▶ [GIVEN EXERCISE]: Make an exact copy of all the entries, with the pictures left out.

▶ [STORED ROWS]:
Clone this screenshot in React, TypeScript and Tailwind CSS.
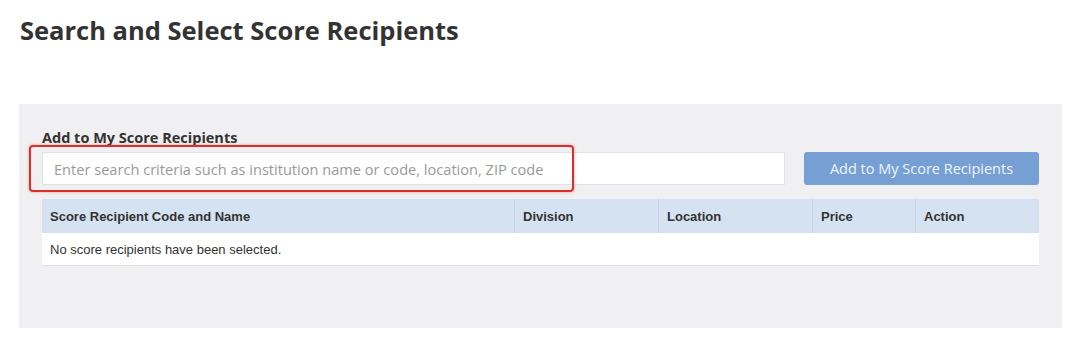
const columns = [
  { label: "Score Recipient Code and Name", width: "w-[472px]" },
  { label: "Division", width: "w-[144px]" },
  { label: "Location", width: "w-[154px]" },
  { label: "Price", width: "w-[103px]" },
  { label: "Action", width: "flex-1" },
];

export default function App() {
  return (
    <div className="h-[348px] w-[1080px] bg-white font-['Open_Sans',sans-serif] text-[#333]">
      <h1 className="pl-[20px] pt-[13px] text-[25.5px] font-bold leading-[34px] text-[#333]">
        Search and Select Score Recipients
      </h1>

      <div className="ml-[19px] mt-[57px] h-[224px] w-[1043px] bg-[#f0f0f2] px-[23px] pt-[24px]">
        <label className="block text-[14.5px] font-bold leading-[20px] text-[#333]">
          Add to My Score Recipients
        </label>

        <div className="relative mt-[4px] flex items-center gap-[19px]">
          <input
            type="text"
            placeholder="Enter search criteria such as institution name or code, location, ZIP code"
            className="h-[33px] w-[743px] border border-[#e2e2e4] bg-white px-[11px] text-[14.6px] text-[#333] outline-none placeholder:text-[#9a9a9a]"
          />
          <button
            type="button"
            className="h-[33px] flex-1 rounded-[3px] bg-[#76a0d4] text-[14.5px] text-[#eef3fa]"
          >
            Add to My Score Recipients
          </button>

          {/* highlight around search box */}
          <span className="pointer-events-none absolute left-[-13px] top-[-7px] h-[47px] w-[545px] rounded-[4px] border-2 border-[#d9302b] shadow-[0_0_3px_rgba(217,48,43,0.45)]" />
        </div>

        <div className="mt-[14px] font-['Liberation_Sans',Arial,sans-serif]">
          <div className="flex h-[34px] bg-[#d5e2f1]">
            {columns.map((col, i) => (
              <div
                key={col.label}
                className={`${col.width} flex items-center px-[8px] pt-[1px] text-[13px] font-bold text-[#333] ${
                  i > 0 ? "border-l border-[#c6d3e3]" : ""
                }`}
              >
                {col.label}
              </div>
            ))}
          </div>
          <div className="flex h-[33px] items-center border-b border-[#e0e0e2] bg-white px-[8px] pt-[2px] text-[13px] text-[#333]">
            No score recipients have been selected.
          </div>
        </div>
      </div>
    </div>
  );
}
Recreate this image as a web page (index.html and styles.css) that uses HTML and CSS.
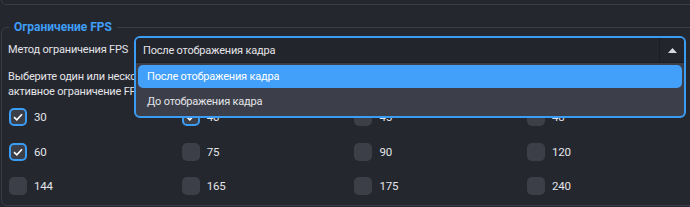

▶ [RESULT OF THE EXERCISE]:
Clone this screenshot in React, TypeScript and Tailwind CSS.
const columns = [
  { label: "Score Recipient Code and Name", width: "w-[472px]" },
  { label: "Division", width: "w-[144px]" },
  { label: "Location", width: "w-[154px]" },
  { label: "Price", width: "w-[103px]" },
  { label: "Action", width: "flex-1" },
];

export default function App() {
  return (
    <div className="h-[348px] w-[1080px] bg-white font-['Open_Sans',sans-serif] text-[#333]">
      <h1 className="pl-[20px] pt-[13px] text-[25.5px] font-bold leading-[34px] text-[#333]">
        Search and Select Score Recipients
      </h1>

      <div className="ml-[19px] mt-[57px] h-[224px] w-[1043px] bg-[#f0f0f2] px-[23px] pt-[24px]">
        <label className="block text-[14.5px] font-bold leading-[20px] text-[#333]">
          Add to My Score Recipients
        </label>

        <div className="relative mt-[4px] flex items-center gap-[19px]">
          <input
            type="text"
            placeholder="Enter search criteria such as institution name or code, location, ZIP code"
            className="h-[33px] w-[743px] border border-[#e2e2e4] bg-white px-[11px] text-[14.6px] text-[#333] outline-none placeholder:text-[#9a9a9a]"
          />
          <button
            type="button"
            className="h-[33px] flex-1 rounded-[3px] bg-[#76a0d4] text-[14.5px] text-[#eef3fa]"
          >
            Add to My Score Recipients
          </button>

          {/* highlight around search box */}
          <span className="pointer-events-none absolute left-[-13px] top-[-7px] h-[47px] w-[545px] rounded-[4px] border-2 border-[#d9302b] shadow-[0_0_3px_rgba(217,48,43,0.45)]" />
        </div>

        <div className="mt-[14px] font-['Liberation_Sans',Arial,sans-serif]">
          <div className="flex h-[34px] bg-[#d5e2f1]">
            {columns.map((col, i) => (
              <div
                key={col.label}
                className={`${col.width} flex items-center px-[8px] pt-[1px] text-[13px] font-bold text-[#333] ${
                  i > 0 ? "border-l border-[#c6d3e3]" : ""
                }`}
              >
                {col.label}
              </div>
            ))}
          </div>
          <div className="flex h-[33px] items-center border-b border-[#e0e0e2] bg-white px-[8px] pt-[2px] text-[13px] text-[#333]">
            No score recipients have been selected.
          </div>
        </div>
      </div>
    </div>
  );
}
Recreate this image as a web page (index.html and styles.css) that uses HTML and CSS.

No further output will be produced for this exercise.